Stated exercise
Identify the lines containing the word "React". Copy each one.

Data supplied
· · · · ·
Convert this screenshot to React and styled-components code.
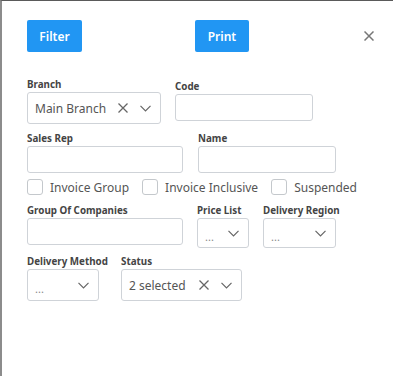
· · · · ·
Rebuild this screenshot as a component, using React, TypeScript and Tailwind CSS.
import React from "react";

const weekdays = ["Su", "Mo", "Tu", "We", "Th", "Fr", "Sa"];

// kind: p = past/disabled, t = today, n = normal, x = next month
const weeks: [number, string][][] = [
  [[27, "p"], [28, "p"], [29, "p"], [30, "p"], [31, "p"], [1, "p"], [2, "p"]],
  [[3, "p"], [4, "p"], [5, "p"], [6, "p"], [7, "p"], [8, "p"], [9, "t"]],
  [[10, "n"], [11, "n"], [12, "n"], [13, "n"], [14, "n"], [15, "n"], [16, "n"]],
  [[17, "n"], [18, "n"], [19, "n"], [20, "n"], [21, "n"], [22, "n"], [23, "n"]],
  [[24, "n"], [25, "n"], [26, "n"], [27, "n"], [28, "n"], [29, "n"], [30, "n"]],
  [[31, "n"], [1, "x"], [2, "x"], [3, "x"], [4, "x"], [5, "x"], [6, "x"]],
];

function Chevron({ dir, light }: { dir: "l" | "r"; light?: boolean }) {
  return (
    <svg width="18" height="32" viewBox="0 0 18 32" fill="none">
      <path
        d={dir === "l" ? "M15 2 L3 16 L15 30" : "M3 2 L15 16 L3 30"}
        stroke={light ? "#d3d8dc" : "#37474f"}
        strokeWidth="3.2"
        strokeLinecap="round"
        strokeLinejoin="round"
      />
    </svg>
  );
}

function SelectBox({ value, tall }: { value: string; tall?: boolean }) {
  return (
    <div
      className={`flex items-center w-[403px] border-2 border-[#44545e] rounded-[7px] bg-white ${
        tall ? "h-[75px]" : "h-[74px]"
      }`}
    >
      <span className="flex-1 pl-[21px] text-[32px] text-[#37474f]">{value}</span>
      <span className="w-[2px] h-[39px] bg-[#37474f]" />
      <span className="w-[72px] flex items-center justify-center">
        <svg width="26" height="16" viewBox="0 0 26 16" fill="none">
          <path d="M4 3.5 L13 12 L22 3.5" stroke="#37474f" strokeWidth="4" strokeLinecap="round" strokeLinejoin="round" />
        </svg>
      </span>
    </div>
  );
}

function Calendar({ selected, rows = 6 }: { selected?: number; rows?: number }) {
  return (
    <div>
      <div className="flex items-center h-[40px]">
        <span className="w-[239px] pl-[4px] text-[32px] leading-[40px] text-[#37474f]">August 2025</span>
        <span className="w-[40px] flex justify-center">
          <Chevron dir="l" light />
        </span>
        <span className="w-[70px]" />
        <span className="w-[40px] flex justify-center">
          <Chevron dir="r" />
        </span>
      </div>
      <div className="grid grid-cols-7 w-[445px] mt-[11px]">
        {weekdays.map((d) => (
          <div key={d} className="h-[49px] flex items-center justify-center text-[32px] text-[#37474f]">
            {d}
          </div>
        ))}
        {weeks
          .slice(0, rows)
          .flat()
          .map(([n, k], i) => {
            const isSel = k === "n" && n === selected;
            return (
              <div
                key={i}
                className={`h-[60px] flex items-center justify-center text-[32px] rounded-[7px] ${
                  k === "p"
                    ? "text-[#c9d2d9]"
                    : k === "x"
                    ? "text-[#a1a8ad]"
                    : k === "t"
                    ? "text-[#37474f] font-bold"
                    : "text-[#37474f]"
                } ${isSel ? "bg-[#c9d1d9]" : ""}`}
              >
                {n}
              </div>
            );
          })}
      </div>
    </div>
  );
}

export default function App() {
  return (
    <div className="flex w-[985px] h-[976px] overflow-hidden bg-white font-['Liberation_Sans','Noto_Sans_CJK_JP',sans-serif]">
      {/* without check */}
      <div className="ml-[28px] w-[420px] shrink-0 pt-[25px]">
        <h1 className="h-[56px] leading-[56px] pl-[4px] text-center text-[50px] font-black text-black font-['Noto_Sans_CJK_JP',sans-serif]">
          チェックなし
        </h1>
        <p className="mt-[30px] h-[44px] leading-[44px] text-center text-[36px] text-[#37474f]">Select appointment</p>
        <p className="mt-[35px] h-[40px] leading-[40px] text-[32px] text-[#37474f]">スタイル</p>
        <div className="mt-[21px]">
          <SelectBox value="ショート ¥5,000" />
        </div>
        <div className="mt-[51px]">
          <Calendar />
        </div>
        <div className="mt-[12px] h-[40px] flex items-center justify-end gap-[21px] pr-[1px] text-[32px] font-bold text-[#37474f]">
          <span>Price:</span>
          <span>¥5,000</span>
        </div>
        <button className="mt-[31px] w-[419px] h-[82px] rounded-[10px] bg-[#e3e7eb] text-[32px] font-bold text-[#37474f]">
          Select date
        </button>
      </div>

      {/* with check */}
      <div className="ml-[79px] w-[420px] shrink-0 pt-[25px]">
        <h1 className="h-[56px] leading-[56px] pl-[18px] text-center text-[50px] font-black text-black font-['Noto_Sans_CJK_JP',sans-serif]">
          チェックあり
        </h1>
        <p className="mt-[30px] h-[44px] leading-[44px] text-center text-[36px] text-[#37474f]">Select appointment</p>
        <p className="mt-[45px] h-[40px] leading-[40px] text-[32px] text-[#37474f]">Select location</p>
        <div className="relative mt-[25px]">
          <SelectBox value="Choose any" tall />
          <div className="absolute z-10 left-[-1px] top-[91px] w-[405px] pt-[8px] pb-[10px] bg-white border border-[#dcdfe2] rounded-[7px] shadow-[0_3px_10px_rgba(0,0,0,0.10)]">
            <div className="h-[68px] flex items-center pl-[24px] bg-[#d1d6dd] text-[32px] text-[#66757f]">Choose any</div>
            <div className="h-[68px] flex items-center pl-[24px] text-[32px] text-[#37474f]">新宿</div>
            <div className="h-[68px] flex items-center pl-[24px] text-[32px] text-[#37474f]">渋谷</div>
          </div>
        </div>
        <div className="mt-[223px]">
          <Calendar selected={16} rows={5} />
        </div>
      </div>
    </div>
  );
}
· · · · ·
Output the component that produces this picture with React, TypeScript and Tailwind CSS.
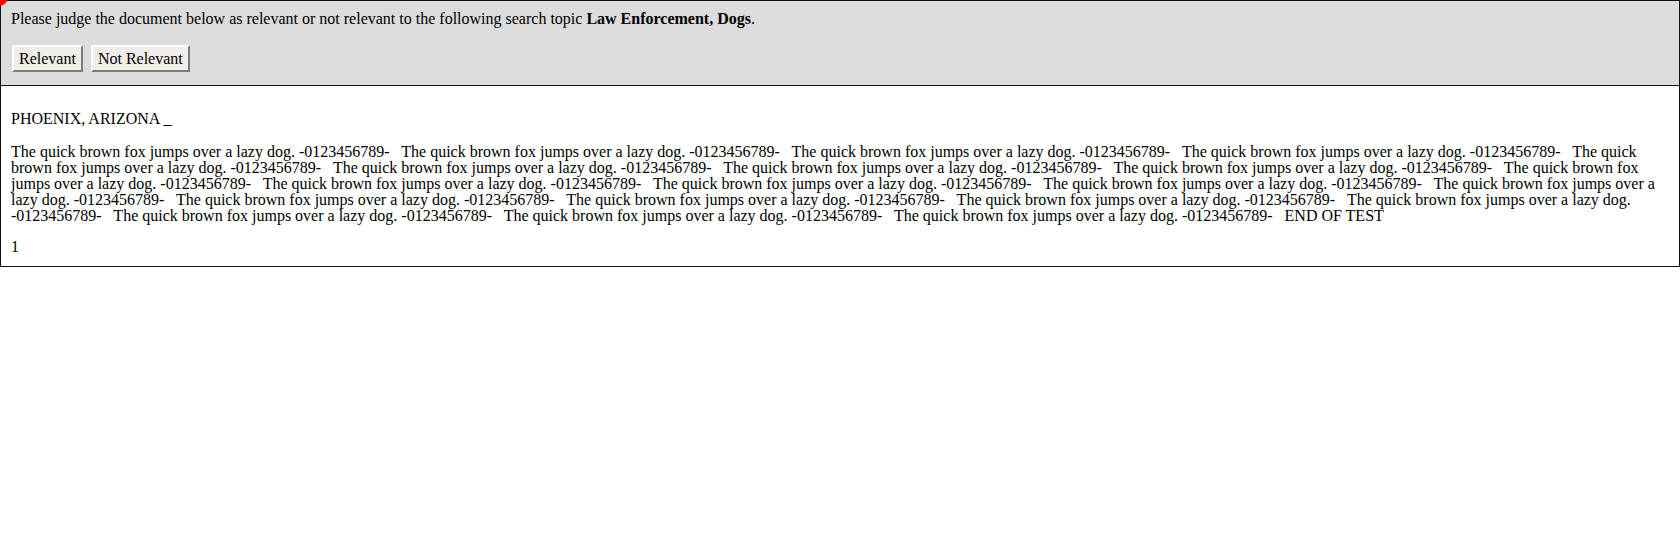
· · · · ·
Finished answer
Convert this screenshot to React and styled-components code.
Rebuild this screenshot as a component, using React, TypeScript and Tailwind CSS.
import React from "react";
Output the component that produces this picture with React, TypeScript and Tailwind CSS.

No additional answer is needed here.